Turbolite: SQLite VFS in Rust Serves Cold Queries from S3 in Under a Second
Turbolite Brings SQLite to S3 with Sub-Second Cold Query Performance
A developer has built Turbolite, an experimental SQLite Virtual File System (VFS) written in Rust that can serve cold queries directly from Amazon S3 with sub-second latency, often much faster — without needing a local database copy.
How It Works
Instead of naive page-at-a-time reads from a raw SQLite file, Turbolite:
- Introspects SQLite B-trees to understand data structure
- Stores related pages together in compressed page groups on S3
- Maintains a manifest as the source of truth for page locations
- Uses seekable zstd frames and S3 range GETs for cache misses
- Prefetches strategically based on query plans
The Design Philosophy
Turbolite is inspired by Turbopuffer's S3-native approach. The key insight: S3 rewards fewer requests, bigger transfers, and immutable objects — the opposite of traditional filesystem assumptions. Rather than fighting S3's characteristics, Turbolite designs around them.
Target Use Case
The project is aimed at architectures with many mostly-cold SQLite databases:
- Database-per-tenant SaaS applications
- Session-based databases
- User-specific databases
In these scenarios, keeping a separate attached volume for each inactive database feels wasteful.

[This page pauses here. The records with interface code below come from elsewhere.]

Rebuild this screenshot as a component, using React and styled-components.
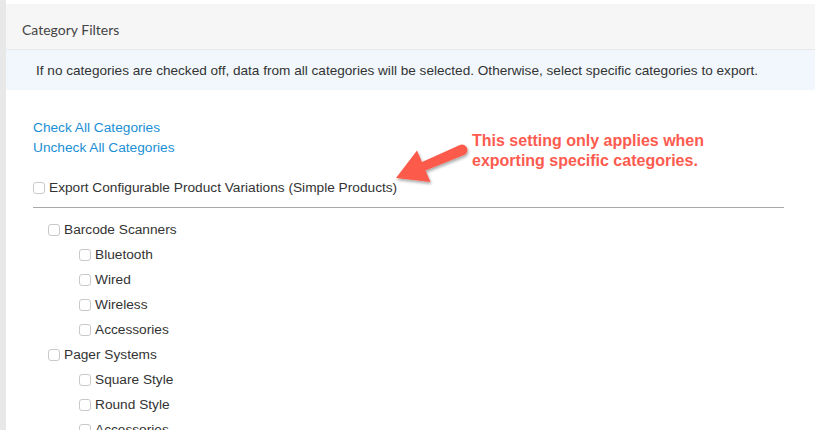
import React from "react";
import styled, { createGlobalStyle } from "styled-components";

const Global = createGlobalStyle`
  html, body { margin: 0; padding: 0; background: #fff; }
  body { font-family: "Liberation Sans", Arial, sans-serif; color: #333; }
`;

const Page = styled.div`
  display: flex;
  min-height: 430px;
  position: relative;
  overflow: hidden;
`;

const SideStrip = styled.div`
  width: 6px;
  flex: none;
  background: #e8e8e8;
`;

const Main = styled.div`
  flex: 1;
  padding-top: 4px;
`;

const PanelHeader = styled.div`
  height: 46px;
  display: flex;
  align-items: center;
  padding: 5px 0 0 16px;
  background: #f6f6f6;
  border-bottom: 1px solid #e9e9e9;
  font-family: Lato, "Open Sans", sans-serif;
  font-size: 14px;
  color: #444;
  box-sizing: border-box;
`;

const InfoBar = styled.div`
  height: 40px;
  display: flex;
  align-items: center;
  padding-left: 30px;
  background: #f1f7fc;
  font-size: 13.6px;
  color: #333;
`;

const Body = styled.div`
  padding: 28px 31px 0 27px;
`;

const LinkList = styled.div`
  display: flex;
  flex-direction: column;
`;

const TextLink = styled.a`
  font-size: 13.7px;
  line-height: 20px;
  color: #1b8fd5;
  text-decoration: none;
  cursor: pointer;
`;

const CheckRow = styled.label`
  display: flex;
  align-items: center;
  gap: 4px;
  height: ${(p) => p.$h || 25}px;
  padding-left: ${(p) => p.$indent || 0}px;
  font-size: 13.7px;
  color: #333;
`;

const Box = styled.input.attrs({ type: "checkbox" })`
  appearance: none;
  -webkit-appearance: none;
  margin: 1px 0 0 0;
  width: 12px;
  height: 12px;
  flex: none;
  border: 1px solid #c9c9c9;
  border-radius: 3px;
  background: #fff;
  box-sizing: border-box;
`;

const ExportRow = styled(CheckRow)`
  margin-top: 19px;
`;

const Divider = styled.hr`
  border: 0;
  border-top: 1px solid #a9a9a9;
  margin: 10px 0 9px 0;
`;

const Tree = styled.div`
  display: flex;
  flex-direction: column;
`;

const Callout = styled.div`
  position: absolute;
  left: 472px;
  top: 131px;
  font-size: 16px;
  line-height: 20px;
  font-weight: bold;
  color: #fd5b4f;
`;

const ArrowSvg = styled.svg`
  position: absolute;
  left: 388px;
  top: 138px;
  overflow: visible;
`;

const tree = [
  { name: "Barcode Scanners", children: ["Bluetooth", "Wired", "Wireless", "Accessories"] },
  { name: "Pager Systems", children: ["Square Style", "Round Style", "Accessories"] },
];

export default function App() {
  return (
    <>
      <Global />
      <Page>
        <SideStrip />
        <Main>
          <PanelHeader>Category Filters</PanelHeader>
          <InfoBar>
            If no categories are checked off, data from all categories will be selected. Otherwise, select specific categories to export.
          </InfoBar>
          <Body>
            <LinkList>
              <TextLink>Check All Categories</TextLink>
              <TextLink>Uncheck All Categories</TextLink>
            </LinkList>
            <ExportRow $h={20}>
              <Box />
              Export Configurable Product Variations (Simple Products)
            </ExportRow>
            <Divider />
            <Tree>
              {tree.map((cat) => (
                <React.Fragment key={cat.name}>
                  <CheckRow $indent={15}>
                    <Box />
                    {cat.name}
                  </CheckRow>
                  {cat.children.map((c, i) => (
                    <CheckRow key={cat.name + i} $indent={46}>
                      <Box />
                      {c}
                    </CheckRow>
                  ))}
                </React.Fragment>
              ))}
            </Tree>
          </Body>
        </Main>
        <Callout>
          This setting only applies when
          <br />
          exporting specific categories.
        </Callout>
        <ArrowSvg width="84" height="52" viewBox="388 138 84 52">
          <defs>
            <filter id="sh" x="-20%" y="-20%" width="150%" height="160%">
              <feDropShadow dx="1" dy="2" stdDeviation="1.5" floodColor="#000" floodOpacity="0.35" />
            </filter>
          </defs>
          <path
            d="M396 178 L417 150.5 L422 162 L459.9 144.9 A5.5 5.5 0 0 1 464.1 155.1 L425.5 170.5 L430.5 182 Z"
            fill="#fc5a4c"
            filter="url(#sh)"
          />
        </ArrowSvg>
      </Page>
    </>
  );
}
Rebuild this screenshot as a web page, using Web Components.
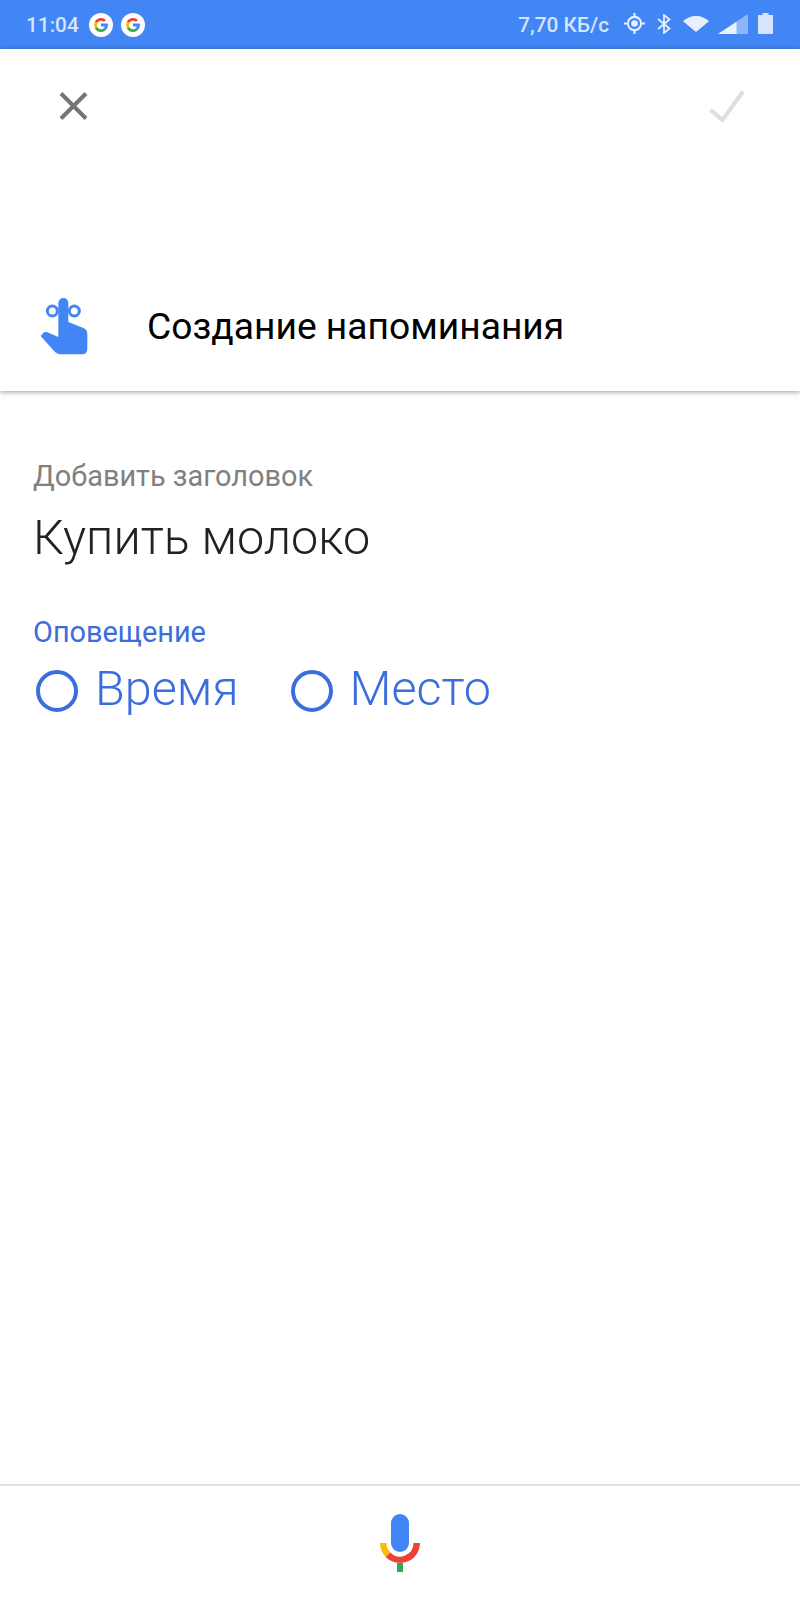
<!DOCTYPE html>
<html lang="ru">
<head>
<meta charset="utf-8">
<title>Создание напоминания</title>
<style>
  html, body { margin: 0; padding: 0; background: #fff; }
  body { font-family: Roboto, "Noto Sans", sans-serif; }
</style>
</head>
<body>
<reminder-app></reminder-app>

<script>
const G_ICON = `
  <svg class="g" width="24" height="24" viewBox="1 1 24 24" fill="none" stroke-width="2.8">
    <circle cx="13" cy="13" r="12" fill="#fff"/>
    <path d="M16.960 9.040A5.600 5.600 0 0 0 8.010 10.460" stroke="#ea4335"/>
    <path d="M8.010 10.460A5.600 5.600 0 0 0 8.010 15.540" stroke="#fbbc05"/>
    <path d="M8.010 15.540A5.600 5.600 0 0 0 16.960 16.960" stroke="#34a853"/>
    <path d="M16.960 16.960A5.600 5.600 0 0 0 18.600 13H13" stroke="#4285f4"/>
  </svg>`;

// Top system bar with clock and indicators
class StatusBar extends HTMLElement {
  constructor() {
    super();
    this.attachShadow({ mode: 'open' });
  }

  connectedCallback() {
    this.shadowRoot.innerHTML = `
      <style>
        :host {
          display: flex;
          align-items: center;
          height: 49px;
          padding: 0 27px 0 26px;
          background: #4285f4;
          color: #d6e4fd;
          font: 500 20.800px Roboto, sans-serif;
        }
        .left, .right { display: flex; align-items: center; }
        .g { margin-left: 8px; }
        .time { margin-right: 2px; }
        .right { margin-left: auto; }
        .right svg { margin-bottom: 2px; }
        .speed { margin-right: 15px; font-size: 20.800px; }
        svg { display: block; }
      </style>
      <div class="left">
        <span class="time">11:04</span>
        ${G_ICON}${G_ICON}
      </div>
      <div class="right">
        <span class="speed">7,70 КБ/с</span>
        <svg width="21" height="21" viewBox="0 0 24 24" fill="none" stroke="#e8f0fe">
          <circle cx="12" cy="12" r="7.600" stroke-width="2.400"/>
          <circle cx="12" cy="12" r="3.800" fill="#e8f0fe" stroke="none"/>
          <path d="M12 0v4.400M12 19.600V24M0 12h4.400M19.600 12H24" stroke-width="2.400"/>
        </svg>
        <svg style="margin-left:12px" width="14" height="20" viewBox="0 0 14 20" fill="none" stroke="#e8f0fe" stroke-width="1.800">
          <path d="M1 5 12.500 14.500 7 19V1L12.500 5.500 1 15"/>
        </svg>
        <svg style="margin-left:12px" width="26" height="16" viewBox="0 0 26 16">
          <path d="M0 5.200C3.400 2 8 0 13 0s9.600 2 13 5.200L13 16z" fill="#e8f0fe"/>
        </svg>
        <svg style="margin-left:9px" width="30" height="20" viewBox="0 0 30 20">
          <path d="M0 20 30 0v20z" fill="#8fb5f9"/>
          <path d="M0 20 18.500 7.700V20z" fill="#e8f0fe"/>
        </svg>
        <svg style="margin-left:10px" width="15" height="21" viewBox="0 0 15 21">
          <path d="M0 2h4.500V0h6v2H15V21H0z" fill="#d6e4fd"/>
        </svg>
      </div>
    `;
  }
}

// White card: close/confirm buttons and the title line
class ReminderHeader extends HTMLElement {
  constructor() {
    super();
    this.attachShadow({ mode: 'open' });
  }

  connectedCallback() {
    this.shadowRoot.innerHTML = `
      <style>
        :host {
          display: block;
          height: 342px;
          background: #fff;
          box-shadow: 0 1px 5px rgba(0,0,0,0.4);
          position: relative;
        }
        .actions {
          display: flex;
          justify-content: space-between;
          padding: 41px 55px 0 59px;
          height: 32px;
        }
        .title-row {
          display: flex;
          align-items: center;
          margin-top: 175px;
          padding-left: 40px;
          height: 58px;
        }
        .title-row span {
          margin-left: 59px;
          font: 400 37.200px Roboto, sans-serif;
          color: #000;
        }
        svg { display: block; }
      </style>
      <div class="actions">
        <svg width="29" height="32" viewBox="0 0 29 32" stroke="#757575" stroke-width="4" fill="none">
          <path d="M2 3.500 27 28.500M27 3.500 2 28.500"/>
        </svg>
        <svg width="36" height="32" viewBox="0 0 36 32" stroke="#dedede" stroke-width="4" fill="none">
          <path d="M1.500 20 13.500 30 34 1.500"/>
        </svg>
      </div>
      <div class="title-row">
        <svg width="48" height="58" viewBox="58 50 144 174" fill="#4285f4">
          <circle cx="95" cy="92" r="15" fill="none" stroke="#4285f4" stroke-width="9"/>
          <circle cx="161" cy="92" r="15" fill="none" stroke="#4285f4" stroke-width="9"/>
          <path d="M113 68a15 15 0 0 1 30 0V125L188 143Q200 148 200 160V205Q200 222 183 222H120Q110 222 103 215L60 167L68 158Q72 154 80 156L113 170Z"/>
        </svg>
        <span>Создание напоминания</span>
      </div>
    `;
  }
}

// Form body. Title and radio options come through slots
class ReminderForm extends HTMLElement {
  constructor() {
    super();
    this.attachShadow({ mode: 'open' });
  }

  connectedCallback() {
    this.shadowRoot.innerHTML = `
      <style>
        :host {
          display: block;
          flex: 1;
          padding: 69px 33px 0;
          font-family: Roboto, sans-serif;
        }
        .hint { font-size: 28.900px; line-height: 32px; color: #808080; }
        .value { font-size: 48.500px; font-weight: 300; line-height: 56px; color: #212121; margin-top: 18px; }
        .label { font-size: 28.900px; line-height: 32px; color: #3b6ddc; margin-top: 50px; }
        .options { display: flex; gap: 49px; margin-top: 13px; }
      </style>
      <div class="hint">Добавить заголовок</div>
      <div class="value"><slot name="title"></slot></div>
      <div class="label">Оповещение</div>
      <div class="options"><slot></slot></div>
    `;
  }
}

class RadioOption extends HTMLElement {
  constructor() {
    super();
    this.attachShadow({ mode: 'open' });
  }

  connectedCallback() {
    this.shadowRoot.innerHTML = `
      <style>
        :host {
          display: flex;
          align-items: center;
          color: #3b6ddc;
          font: 300 48.500px/56px Roboto, sans-serif;
        }
        .ring {
          width: 42px;
          height: 42px;
          box-sizing: border-box;
          border: 4.500px solid #3b6ddc;
          border-radius: 50%;
          margin: 3px 17px 0 3px;
        }
      </style>
      <div class="ring"></div>
      <slot></slot>
    `;
  }
}

// Bottom bar with the assistant mic
class VoiceBar extends HTMLElement {
  constructor() {
    super();
    this.attachShadow({ mode: 'open' });
  }

  connectedCallback() {
    this.shadowRoot.innerHTML = `
      <style>
        :host {
          display: flex;
          justify-content: center;
          height: 116px;
          border-top: 2px solid #e2e2e2;
          box-sizing: border-box;
          padding-top: 28px;
        }
        svg { display: block; }
      </style>
      <svg width="40" height="58" viewBox="0 0 40 58" fill="none">
        <rect x="11" y="0" width="18" height="38" rx="9" fill="#4285f4"/>
        <path d="M3.250 29a16.750 16.750 0 0 0 4.800 11.700" stroke="#fbbc05" stroke-width="6.500"/>
        <path d="M8.050 40.700A16.750 16.750 0 0 0 36.750 29" stroke="#ea4335" stroke-width="6.500"/>
        <rect x="17" y="49" width="6" height="9" fill="#34a853"/>
      </svg>
    `;
  }
}

class ReminderApp extends HTMLElement {
  constructor() {
    super();
    this.attachShadow({ mode: 'open' });
  }

  connectedCallback() {
    this.shadowRoot.innerHTML = `
      <style>
        :host {
          display: flex;
          flex-direction: column;
          width: 800px;
          height: 1600px;
          overflow: hidden;
          background: #fff;
        }
      </style>
      <status-bar></status-bar>
      <reminder-header></reminder-header>
      <reminder-form>
        <span slot="title">Купить молоко</span>
        <radio-option>Время</radio-option>
        <radio-option>Место</radio-option>
      </reminder-form>
      <voice-bar></voice-bar>
    `;
  }
}

customElements.define('status-bar', StatusBar);
customElements.define('reminder-header', ReminderHeader);
customElements.define('reminder-form', ReminderForm);
customElements.define('radio-option', RadioOption);
customElements.define('voice-bar', VoiceBar);
customElements.define('reminder-app', ReminderApp);
</script>
</body>
</html>
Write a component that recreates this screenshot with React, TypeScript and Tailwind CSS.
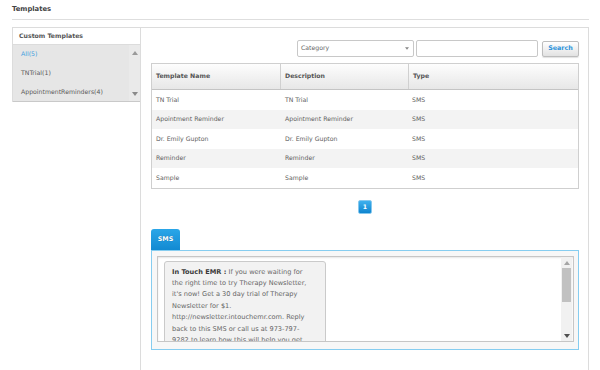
import React from "react"

// Listado de plantillas (datos de ejemplo)
const templates = [
	{ name: "TN Trial", description: "TN Trial", type: "SMS" },
	{ name: "Apointment Reminder", description: "Apointment Reminder", type: "SMS" },
	{ name: "Dr. Emily Gupton", description: "Dr. Emily Gupton", type: "SMS" },
	{ name: "Reminder", description: "Reminder", type: "SMS" },
	{ name: "Sample", description: "Sample", type: "SMS" },
]

const categories = [
	{ id: "all", label: "All(5)", active: true },
	{ id: "tn", label: "TNTrial(1)" },
	{ id: "appt", label: "AppointmentReminders(4)" },
]

// Mensaje de vista previa, con los saltos de línea del original
const messageLines = [
	"the right time to try Therapy Newsletter,",
	"it's now! Get a 30 day trial of Therapy",
	"Newsletter for $1.",
	"http://newsletter.intouchemr.com. Reply",
	"back to this SMS or call us at 973-797-",
	"9282 to learn how this will help you get",
]

function Tri({ dir, className }: { dir: "up" | "down"; className?: string }) {
	return (
		<svg width="6" height="4" viewBox="0 0 6 4" className={className}>
			{dir === "up" ? (
				<path d="M0 4 L3 0 L6 4Z" fill="currentColor" />
			) : (
				<path d="M0 0 L6 0 L3 4Z" fill="currentColor" />
			)}
		</svg>
	)
}

function Sidebar() {
	return (
		<aside className="w-[128px] self-start border-l border-t border-[#dcdcdc]">
			<div className="h-[17px] border-b border-[#dcdcdc] bg-white flex items-center pl-[6px]">
				<span className="text-[6.2px] font-bold text-[#555] leading-none">Custom Templates</span>
			</div>
			<div className="h-[57px] border-b border-[#c9c9c9] bg-[#e6e6e6] flex">
				<ul className="flex-1">
					{categories.map((c) => (
						<li
							key={c.id}
							className={`h-[19px] flex items-center pl-[8px] text-[6.2px] leading-none ${
								c.active ? "text-[#3d9ee0]" : "text-[#5a5a5a]"
							}`}
						>
							{c.label}
						</li>
					))}
				</ul>
				<div className="w-[11px] bg-[#eaeaea] flex flex-col items-center justify-between pt-[6px] pb-[5px]">
					<Tri dir="up" className="text-[#9a9a9a]" />
					<Tri dir="down" className="text-[#8a8a8a]" />
				</div>
			</div>
		</aside>
	)
}

function SearchBar() {
	return (
		<div className="h-[17px] flex justify-end gap-[2px]">
			<div className="w-[117px] h-full border border-[#c8c8c8] rounded-[2px] bg-white flex items-center justify-between pl-[3px] pr-[4px]">
				<span className="text-[6.2px] text-[#666] leading-none">Category</span>
				<Tri dir="down" className="text-[#888] w-[4px] h-[3px]" />
			</div>
			<div className="w-[122px] h-full border border-[#c8c8c8] rounded-[2px] bg-white" />
			<button className="ml-[2px] w-[37px] h-[16px] mt-[0.5px] border border-[#bdbdbd] rounded-[2px] bg-linear-to-b from-white to-[#e2e2e2] shadow-[0_1px_1px_rgba(0,0,0,0.12)] text-[6.4px] font-bold text-[#2b94dc] leading-none">
				Search
			</button>
		</div>
	)
}

function TemplateTable() {
	return (
		<div className="mt-[6px] border border-[#cfcfcf]">
			<div className="h-[26px] grid grid-cols-[129px_128px_1fr] border-b border-[#c4c4c4] bg-linear-to-b from-[#fdfdfd] to-[#e7e7e7]">
				{["Template Name", "Description", "Type"].map((h, i) => (
					<div
						key={h}
						className={`flex items-center pl-[4px] text-[6.2px] font-bold text-[#555] leading-none ${
							i < 2 ? "border-r border-[#d0d0d0]" : ""
						}`}
					>
						{h}
					</div>
				))}
			</div>
			{templates.map((t, i) => (
				<div
					key={t.name}
					className={`h-[19.5px] grid grid-cols-[129px_128px_1fr] text-[6.2px] text-[#5e5e5e] leading-none ${
						i % 2 === 1 ? "bg-[#f3f3f3]" : "bg-white"
					}`}
				>
					<div className="flex items-center pl-[4px]">{t.name}</div>
					<div className="flex items-center pl-[4px]">{t.description}</div>
					<div className="flex items-center pl-[3px]">{t.type}</div>
				</div>
			))}
		</div>
	)
}

function SmsPreview() {
	return (
		<div className="mt-[15px]">
			<div className="w-[29px] h-[21px] rounded-t-[3px] bg-linear-to-b from-[#2aa6e8] to-[#128ad2] flex items-center justify-center">
				<span className="text-[6.4px] font-bold text-white leading-none [text-shadow:0_0_1px_rgba(0,0,0,0.3)]">SMS</span>
			</div>
			<div className="h-[100px] border border-[#86cdf0] bg-[#f7f7f7] pt-[5px] pl-[5px] pr-[4px]">
				<div className="h-[86px] border border-[#c6c6c6] bg-white flex shadow-[inset_0_1px_2px_rgba(0,0,0,0.1)]">
					<div className="flex-1 overflow-hidden pl-[6px] pt-[4px]">
						<div className="w-[162px] border border-[#cacaca] rounded-[3px] bg-[#f2f2f2] px-[7px] pt-[4.5px] pb-[6px] text-[6.6px] leading-[11.4px] text-[#666]">
							<div className="whitespace-nowrap">
								<span className="font-bold text-[#3a3a3a]">In Touch EMR : </span>If you were waiting for
							</div>
							{messageLines.map((l) => (
								<div key={l} className="whitespace-nowrap">
									{l}
								</div>
							))}
						</div>
					</div>
					<div className="w-[11px] mr-[1px] bg-[#f1f1f1] flex flex-col items-center">
						<div className="h-[11px] flex items-center justify-center">
							<Tri dir="up" className="text-[#a5a5a5]" />
						</div>
						<div className="w-[9px] h-[34px] bg-[#c1c1c1]" />
						<div className="flex-1" />
						<div className="h-[11px] flex items-center justify-center">
							<Tri dir="down" className="text-[#505050]" />
						</div>
					</div>
				</div>
			</div>
		</div>
	)
}

export default function App() {
	return (
		<div className="w-[600px] h-[370px] overflow-hidden bg-white pl-[12px] pr-[11px] font-['DejaVu_Sans',sans-serif]">
			<div className="h-[20px] border-b border-[#dedede] flex items-center">
				<h1 className="text-[6.8px] font-bold text-[#444] leading-none">Templates</h1>
			</div>

			<div className="mt-[7px] flex h-[343px]">
				<Sidebar />

				<main className="flex-1 border-l border-t border-r border-[#dcdcdc] pl-[10px] pr-[9px] pt-[12px]">
					<SearchBar />
					<TemplateTable />

					{/* Paginación */}
					<div className="mt-[11.5px] flex justify-center">
						<div className="w-[14px] h-[14px] rounded-[2px] border border-[#86c8ee] bg-linear-to-b from-[#3db0ee] to-[#0d85cf] flex items-center justify-center">
							<span className="text-[6.2px] font-bold text-white leading-none">1</span>
						</div>
					</div>

					<SmsPreview />
				</main>
			</div>
		</div>
	)
}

Turbolite assumes a single write source and targets 'many databases with bursty cold reads' rather than 'one hot database.'
Performance Optimizations
- Pages grouped by type in S3 for efficient parallel access
- Tunable prefetching: conservative for point queries, aggressive for scans
- Query plan awareness: passes storage operations down to VFS to frontrun downloads
- Compressed page groups reduce transfer volume
Status
The project is explicitly experimental — the author warns it 'may corrupt data' and should not be trusted with anything important yet. It's a fascinating exploration of whether object storage has gotten fast enough to support embedded databases over cloud storage.
Why It Matters
If reliable, this approach could fundamentally change how developers think about database architecture in serverless and edge computing environments, eliminating the need for persistent volumes in many scenarios.